──────── Stored data
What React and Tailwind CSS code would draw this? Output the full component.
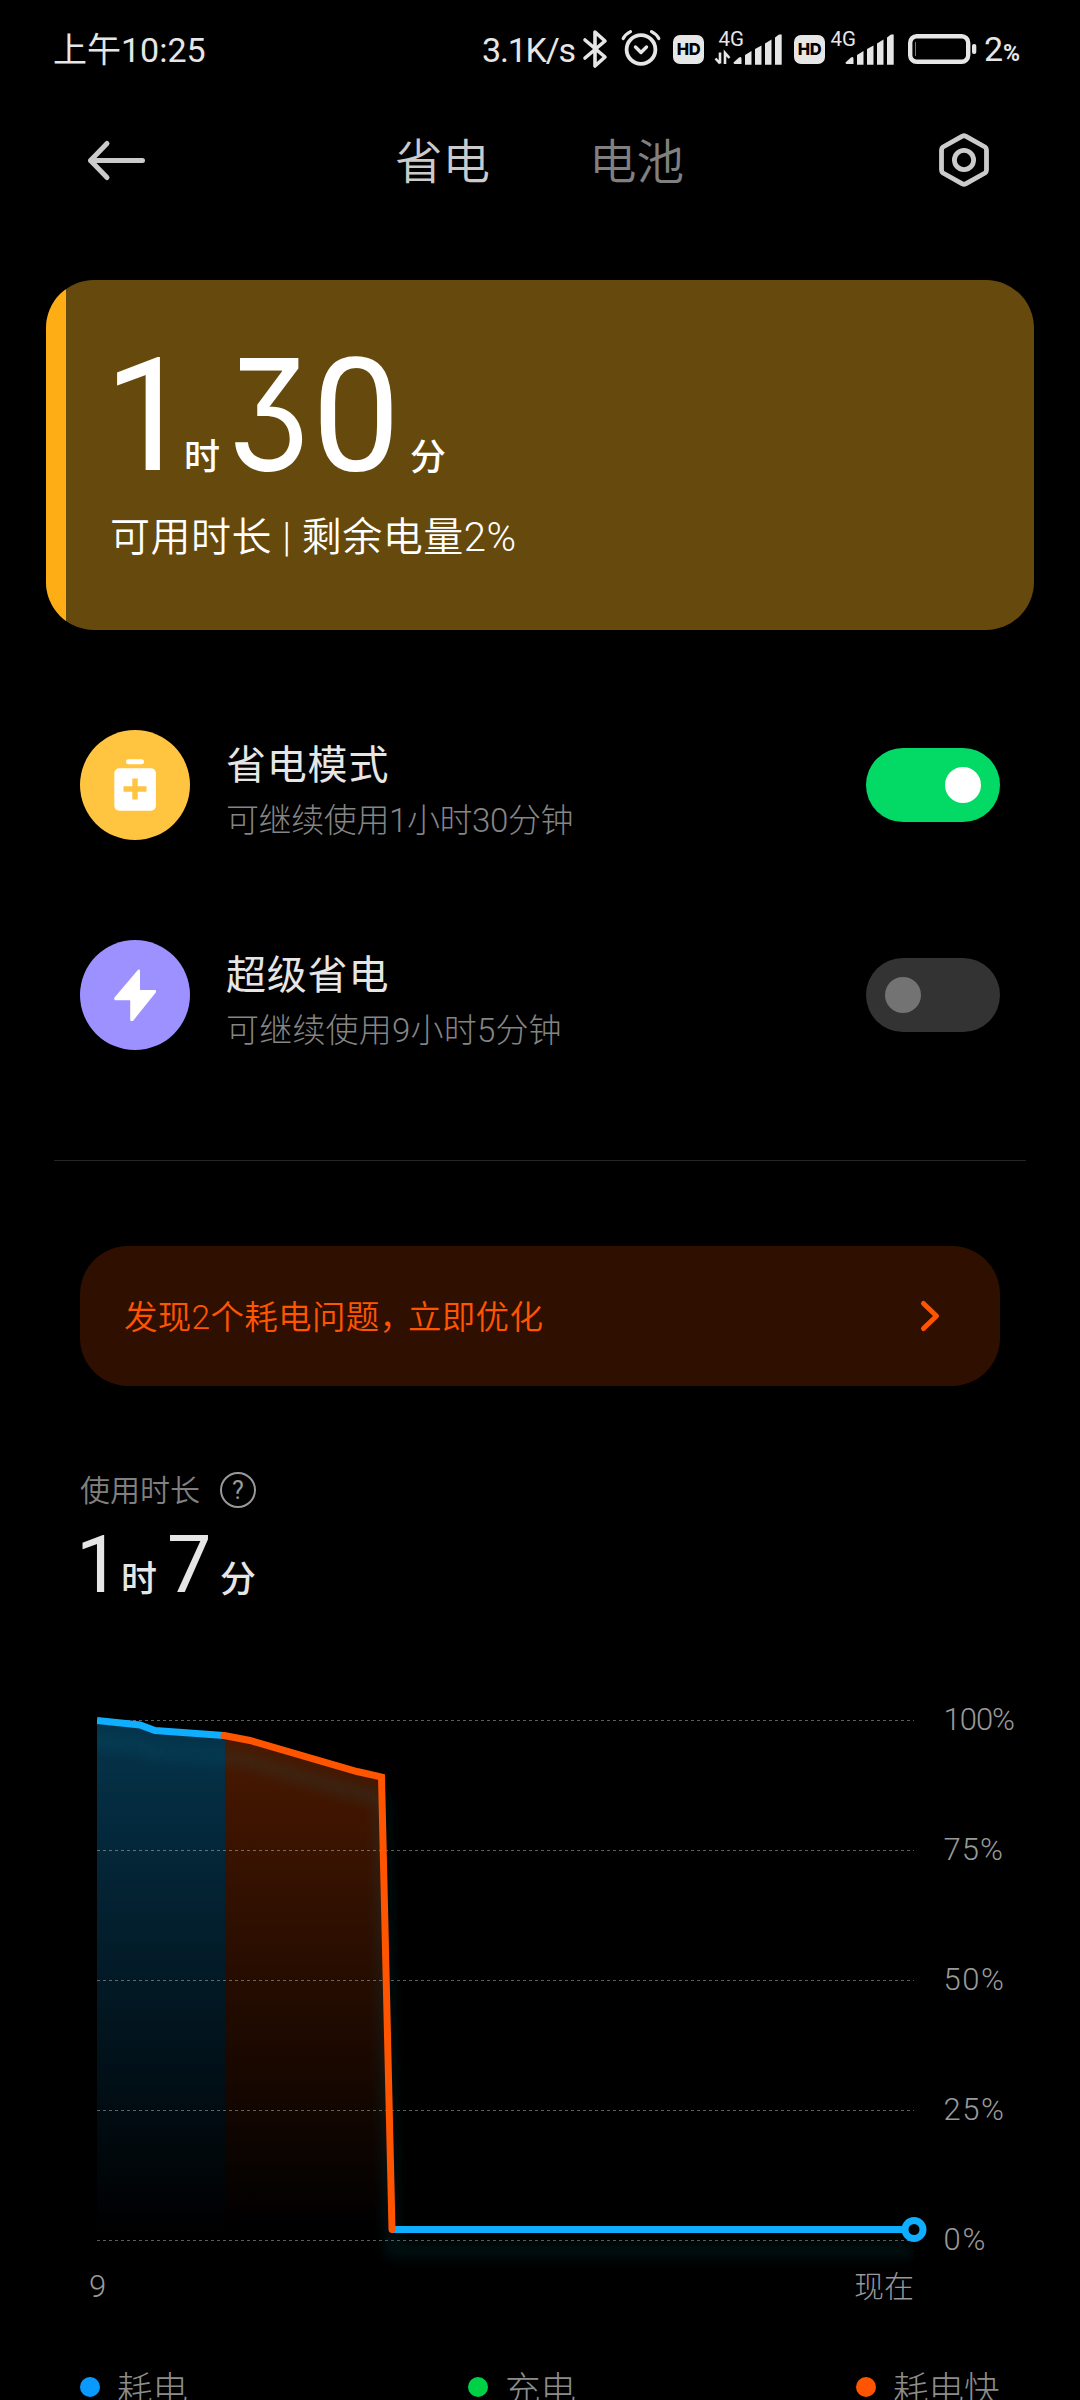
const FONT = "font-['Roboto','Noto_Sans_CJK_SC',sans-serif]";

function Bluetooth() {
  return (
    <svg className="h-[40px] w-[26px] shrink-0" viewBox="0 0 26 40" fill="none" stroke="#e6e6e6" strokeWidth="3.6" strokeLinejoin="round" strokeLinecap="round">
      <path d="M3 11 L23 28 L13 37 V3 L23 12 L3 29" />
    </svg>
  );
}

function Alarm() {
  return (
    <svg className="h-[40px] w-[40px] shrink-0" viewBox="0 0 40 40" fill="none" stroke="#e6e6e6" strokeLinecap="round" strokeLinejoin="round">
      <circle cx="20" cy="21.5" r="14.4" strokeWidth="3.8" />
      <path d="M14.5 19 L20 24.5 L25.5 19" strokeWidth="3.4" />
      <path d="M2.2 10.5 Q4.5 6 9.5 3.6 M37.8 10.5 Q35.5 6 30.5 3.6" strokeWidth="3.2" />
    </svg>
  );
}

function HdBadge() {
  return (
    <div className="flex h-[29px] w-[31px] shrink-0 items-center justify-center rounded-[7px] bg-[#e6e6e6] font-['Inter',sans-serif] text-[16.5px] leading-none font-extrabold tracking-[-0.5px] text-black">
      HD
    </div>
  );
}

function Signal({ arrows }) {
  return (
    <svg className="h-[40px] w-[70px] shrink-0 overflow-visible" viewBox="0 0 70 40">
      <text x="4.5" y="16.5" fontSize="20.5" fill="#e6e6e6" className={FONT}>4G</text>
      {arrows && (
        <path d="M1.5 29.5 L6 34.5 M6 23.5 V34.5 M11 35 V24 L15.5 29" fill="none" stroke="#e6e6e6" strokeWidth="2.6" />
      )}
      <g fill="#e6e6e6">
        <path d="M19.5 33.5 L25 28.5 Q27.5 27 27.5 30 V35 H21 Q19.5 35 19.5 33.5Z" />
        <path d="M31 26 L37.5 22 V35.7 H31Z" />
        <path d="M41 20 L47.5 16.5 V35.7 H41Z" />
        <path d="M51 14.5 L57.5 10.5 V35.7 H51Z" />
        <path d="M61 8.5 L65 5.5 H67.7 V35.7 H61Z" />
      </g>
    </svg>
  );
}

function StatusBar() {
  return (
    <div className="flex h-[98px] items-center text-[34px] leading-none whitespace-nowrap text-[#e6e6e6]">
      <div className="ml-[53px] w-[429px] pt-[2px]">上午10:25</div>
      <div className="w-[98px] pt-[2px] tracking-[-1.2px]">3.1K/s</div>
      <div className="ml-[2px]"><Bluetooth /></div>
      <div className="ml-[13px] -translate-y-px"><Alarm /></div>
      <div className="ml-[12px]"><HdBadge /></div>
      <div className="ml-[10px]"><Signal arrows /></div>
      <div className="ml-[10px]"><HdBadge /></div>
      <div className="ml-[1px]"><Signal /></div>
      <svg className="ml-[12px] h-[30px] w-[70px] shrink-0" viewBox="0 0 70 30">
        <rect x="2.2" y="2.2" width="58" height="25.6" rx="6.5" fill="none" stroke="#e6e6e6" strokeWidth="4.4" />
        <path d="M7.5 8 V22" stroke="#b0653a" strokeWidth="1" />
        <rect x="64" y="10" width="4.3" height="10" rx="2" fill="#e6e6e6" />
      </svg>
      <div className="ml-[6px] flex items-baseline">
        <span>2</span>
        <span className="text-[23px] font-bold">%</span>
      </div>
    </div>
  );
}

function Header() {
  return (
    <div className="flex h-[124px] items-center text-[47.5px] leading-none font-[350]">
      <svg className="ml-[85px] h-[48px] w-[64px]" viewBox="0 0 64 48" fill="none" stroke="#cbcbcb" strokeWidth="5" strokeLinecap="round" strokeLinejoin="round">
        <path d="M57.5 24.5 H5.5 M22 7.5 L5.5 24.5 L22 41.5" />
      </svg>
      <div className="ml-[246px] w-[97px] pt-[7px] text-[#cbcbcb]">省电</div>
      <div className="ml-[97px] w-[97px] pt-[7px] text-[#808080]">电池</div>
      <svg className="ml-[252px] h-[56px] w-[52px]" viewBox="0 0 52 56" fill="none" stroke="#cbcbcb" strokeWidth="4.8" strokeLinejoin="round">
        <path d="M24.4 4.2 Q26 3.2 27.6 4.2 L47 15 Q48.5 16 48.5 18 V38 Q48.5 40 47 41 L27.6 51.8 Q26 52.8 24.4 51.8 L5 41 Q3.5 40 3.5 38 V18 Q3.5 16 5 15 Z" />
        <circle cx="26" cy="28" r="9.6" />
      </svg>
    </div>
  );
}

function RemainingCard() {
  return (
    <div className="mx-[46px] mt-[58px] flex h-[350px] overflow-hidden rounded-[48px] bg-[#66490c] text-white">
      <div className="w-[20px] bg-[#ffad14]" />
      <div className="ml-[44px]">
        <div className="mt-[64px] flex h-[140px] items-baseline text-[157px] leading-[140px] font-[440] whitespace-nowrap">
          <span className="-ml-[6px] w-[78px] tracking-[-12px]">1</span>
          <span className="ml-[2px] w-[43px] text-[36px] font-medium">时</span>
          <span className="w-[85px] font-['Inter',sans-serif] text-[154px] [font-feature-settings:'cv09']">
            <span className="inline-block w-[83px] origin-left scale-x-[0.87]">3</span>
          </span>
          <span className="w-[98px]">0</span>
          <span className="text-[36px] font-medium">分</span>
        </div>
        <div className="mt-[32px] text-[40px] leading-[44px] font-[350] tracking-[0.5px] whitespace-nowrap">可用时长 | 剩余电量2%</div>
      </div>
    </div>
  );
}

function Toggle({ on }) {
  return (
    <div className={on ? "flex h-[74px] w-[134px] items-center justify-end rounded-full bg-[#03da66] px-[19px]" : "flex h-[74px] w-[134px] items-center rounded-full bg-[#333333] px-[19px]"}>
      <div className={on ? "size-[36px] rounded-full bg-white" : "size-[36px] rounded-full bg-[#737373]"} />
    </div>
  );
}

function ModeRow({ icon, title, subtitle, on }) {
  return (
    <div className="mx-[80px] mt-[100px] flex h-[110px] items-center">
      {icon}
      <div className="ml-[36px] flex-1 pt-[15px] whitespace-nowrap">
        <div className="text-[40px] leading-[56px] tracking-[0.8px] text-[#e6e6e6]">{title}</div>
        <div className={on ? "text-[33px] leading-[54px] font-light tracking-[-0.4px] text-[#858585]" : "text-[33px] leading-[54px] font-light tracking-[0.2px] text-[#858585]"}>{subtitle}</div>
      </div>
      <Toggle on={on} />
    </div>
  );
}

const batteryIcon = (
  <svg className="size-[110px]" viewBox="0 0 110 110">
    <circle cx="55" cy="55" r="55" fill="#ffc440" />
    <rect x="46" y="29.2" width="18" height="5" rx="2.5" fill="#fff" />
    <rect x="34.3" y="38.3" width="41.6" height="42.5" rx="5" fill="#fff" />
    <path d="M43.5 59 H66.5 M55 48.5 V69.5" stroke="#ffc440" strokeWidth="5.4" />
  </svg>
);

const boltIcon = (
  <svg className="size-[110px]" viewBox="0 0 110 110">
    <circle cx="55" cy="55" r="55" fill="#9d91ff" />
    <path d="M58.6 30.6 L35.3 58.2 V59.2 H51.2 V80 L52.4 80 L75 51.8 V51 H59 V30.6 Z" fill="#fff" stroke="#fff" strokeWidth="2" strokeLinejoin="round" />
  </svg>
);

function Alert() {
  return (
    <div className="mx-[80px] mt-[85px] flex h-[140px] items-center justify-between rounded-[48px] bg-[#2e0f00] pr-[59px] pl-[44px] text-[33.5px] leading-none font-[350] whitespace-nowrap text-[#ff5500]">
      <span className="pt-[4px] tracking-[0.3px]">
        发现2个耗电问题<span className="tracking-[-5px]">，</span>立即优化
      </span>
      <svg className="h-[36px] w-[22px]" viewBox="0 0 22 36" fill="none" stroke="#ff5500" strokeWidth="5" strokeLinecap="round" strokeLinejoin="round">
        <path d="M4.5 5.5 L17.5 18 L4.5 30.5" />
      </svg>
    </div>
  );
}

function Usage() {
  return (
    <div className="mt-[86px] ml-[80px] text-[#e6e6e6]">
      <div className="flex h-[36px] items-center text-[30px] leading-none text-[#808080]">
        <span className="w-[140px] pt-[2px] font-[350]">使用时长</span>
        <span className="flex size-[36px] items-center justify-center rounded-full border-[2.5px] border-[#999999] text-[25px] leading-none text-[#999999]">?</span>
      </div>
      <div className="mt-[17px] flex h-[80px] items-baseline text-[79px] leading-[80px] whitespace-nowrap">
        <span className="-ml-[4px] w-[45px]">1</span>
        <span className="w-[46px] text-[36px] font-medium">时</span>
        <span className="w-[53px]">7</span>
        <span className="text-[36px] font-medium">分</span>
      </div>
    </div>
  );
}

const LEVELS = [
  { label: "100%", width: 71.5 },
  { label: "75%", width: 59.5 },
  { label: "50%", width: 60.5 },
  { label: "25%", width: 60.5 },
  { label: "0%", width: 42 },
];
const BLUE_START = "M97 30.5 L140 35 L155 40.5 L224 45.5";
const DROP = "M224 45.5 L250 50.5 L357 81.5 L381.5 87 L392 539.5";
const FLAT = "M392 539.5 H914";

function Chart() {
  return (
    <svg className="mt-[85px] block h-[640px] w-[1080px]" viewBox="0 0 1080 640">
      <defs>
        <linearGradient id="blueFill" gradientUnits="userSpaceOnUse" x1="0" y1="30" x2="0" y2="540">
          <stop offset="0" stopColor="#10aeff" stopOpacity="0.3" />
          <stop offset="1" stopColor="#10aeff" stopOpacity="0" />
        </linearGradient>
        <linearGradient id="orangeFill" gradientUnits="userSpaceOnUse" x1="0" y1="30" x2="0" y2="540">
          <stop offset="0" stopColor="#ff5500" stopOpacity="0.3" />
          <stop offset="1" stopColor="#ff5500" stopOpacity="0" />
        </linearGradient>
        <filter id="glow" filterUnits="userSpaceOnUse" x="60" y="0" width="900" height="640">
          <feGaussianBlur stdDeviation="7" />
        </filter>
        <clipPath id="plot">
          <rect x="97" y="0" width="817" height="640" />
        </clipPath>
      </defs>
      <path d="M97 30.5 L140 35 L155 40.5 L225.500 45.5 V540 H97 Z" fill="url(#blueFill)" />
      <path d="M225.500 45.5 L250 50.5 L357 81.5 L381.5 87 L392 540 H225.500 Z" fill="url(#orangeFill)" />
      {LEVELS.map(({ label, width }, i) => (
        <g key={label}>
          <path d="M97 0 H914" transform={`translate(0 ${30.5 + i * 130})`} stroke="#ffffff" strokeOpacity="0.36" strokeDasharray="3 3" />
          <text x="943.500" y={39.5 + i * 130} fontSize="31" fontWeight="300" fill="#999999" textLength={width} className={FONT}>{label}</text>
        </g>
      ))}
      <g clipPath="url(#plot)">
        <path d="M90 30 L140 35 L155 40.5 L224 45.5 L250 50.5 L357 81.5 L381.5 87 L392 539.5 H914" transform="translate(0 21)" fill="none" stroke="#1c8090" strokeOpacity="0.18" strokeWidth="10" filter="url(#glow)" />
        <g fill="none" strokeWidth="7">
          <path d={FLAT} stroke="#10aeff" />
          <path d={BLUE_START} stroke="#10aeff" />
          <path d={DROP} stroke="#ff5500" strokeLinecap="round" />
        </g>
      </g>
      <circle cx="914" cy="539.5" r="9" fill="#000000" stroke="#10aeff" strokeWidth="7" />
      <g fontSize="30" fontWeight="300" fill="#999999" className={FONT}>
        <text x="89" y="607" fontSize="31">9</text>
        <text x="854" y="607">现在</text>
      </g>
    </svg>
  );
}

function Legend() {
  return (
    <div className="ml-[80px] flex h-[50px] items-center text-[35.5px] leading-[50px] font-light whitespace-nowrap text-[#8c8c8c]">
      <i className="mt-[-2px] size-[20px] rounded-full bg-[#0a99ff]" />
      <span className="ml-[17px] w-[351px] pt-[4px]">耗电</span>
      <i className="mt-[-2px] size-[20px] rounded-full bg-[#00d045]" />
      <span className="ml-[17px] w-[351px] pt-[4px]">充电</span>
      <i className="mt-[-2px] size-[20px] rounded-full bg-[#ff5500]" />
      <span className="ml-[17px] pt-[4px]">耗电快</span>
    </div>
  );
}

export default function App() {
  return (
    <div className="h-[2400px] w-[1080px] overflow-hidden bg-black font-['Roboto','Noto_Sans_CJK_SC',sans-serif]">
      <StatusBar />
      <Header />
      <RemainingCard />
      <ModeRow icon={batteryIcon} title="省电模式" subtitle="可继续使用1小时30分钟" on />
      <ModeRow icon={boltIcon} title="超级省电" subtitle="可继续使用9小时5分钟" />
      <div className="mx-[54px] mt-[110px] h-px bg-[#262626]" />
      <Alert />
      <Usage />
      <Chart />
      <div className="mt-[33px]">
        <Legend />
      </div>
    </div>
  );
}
────────────────
* _Directions for this task_: Tally how many lines in the material above hold the word "full". Write only that number.

* _Solution to the problem_: 7